* _Data section_:
## start
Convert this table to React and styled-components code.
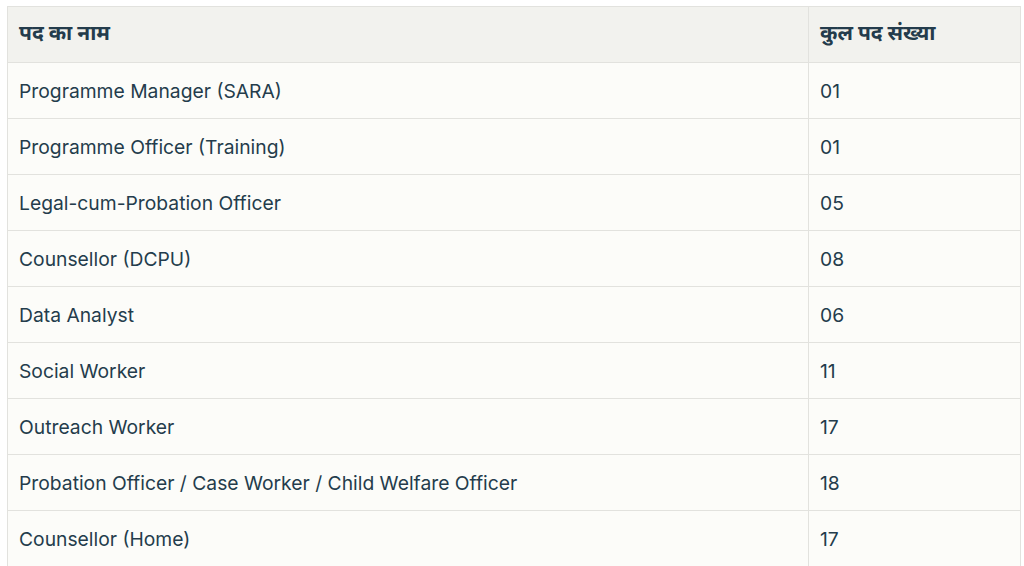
## end
## start
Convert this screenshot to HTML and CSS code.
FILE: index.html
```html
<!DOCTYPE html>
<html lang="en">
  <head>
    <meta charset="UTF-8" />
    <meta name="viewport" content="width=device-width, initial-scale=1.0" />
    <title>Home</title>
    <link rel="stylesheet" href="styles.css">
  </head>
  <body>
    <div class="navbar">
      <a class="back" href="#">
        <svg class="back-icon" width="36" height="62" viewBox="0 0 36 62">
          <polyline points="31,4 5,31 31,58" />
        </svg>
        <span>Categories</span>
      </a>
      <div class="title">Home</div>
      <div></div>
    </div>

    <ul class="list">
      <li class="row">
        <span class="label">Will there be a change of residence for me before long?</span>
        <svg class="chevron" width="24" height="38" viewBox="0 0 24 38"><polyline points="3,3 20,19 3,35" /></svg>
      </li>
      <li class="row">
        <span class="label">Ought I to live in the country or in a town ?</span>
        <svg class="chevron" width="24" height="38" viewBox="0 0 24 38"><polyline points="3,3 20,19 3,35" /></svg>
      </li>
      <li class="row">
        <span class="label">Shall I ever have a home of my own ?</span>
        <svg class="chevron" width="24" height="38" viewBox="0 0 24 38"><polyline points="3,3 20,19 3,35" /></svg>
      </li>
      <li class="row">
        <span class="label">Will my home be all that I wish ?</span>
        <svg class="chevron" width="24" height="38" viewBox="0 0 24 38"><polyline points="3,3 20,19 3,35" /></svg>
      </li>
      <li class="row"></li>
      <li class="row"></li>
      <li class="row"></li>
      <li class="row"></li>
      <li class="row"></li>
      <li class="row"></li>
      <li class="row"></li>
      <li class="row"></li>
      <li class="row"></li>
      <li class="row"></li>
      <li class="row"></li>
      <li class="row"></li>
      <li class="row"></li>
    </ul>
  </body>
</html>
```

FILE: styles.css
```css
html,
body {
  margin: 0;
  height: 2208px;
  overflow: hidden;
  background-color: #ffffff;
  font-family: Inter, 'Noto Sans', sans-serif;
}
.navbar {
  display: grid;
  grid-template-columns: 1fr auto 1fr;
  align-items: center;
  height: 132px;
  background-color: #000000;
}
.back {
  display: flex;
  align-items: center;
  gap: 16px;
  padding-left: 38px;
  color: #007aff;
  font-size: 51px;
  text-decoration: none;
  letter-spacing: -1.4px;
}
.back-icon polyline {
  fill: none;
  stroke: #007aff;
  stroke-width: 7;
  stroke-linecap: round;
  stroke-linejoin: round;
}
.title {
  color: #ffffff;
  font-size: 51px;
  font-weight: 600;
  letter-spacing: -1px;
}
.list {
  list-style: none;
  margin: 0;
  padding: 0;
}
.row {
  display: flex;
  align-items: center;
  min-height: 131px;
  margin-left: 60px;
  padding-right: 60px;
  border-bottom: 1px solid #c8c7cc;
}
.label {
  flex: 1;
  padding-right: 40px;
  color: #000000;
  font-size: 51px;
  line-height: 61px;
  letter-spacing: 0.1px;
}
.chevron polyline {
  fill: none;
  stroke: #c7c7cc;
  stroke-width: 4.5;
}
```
## end
## start
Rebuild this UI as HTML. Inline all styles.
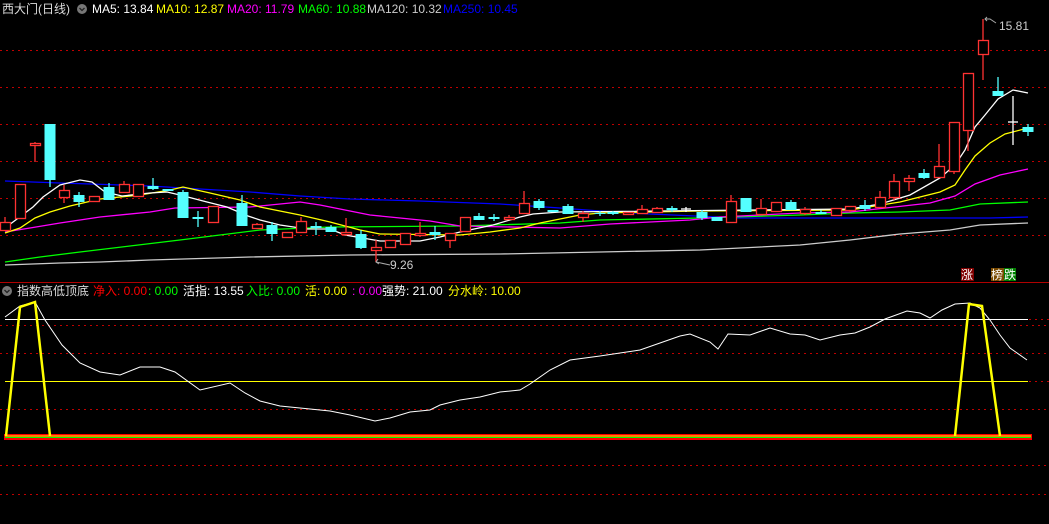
## end
* _Required work_: Pick out the lines containing the word "Convert" and show them.

* _Solution to this task_:
Convert this table to React and styled-components code.
Convert this screenshot to HTML and CSS code.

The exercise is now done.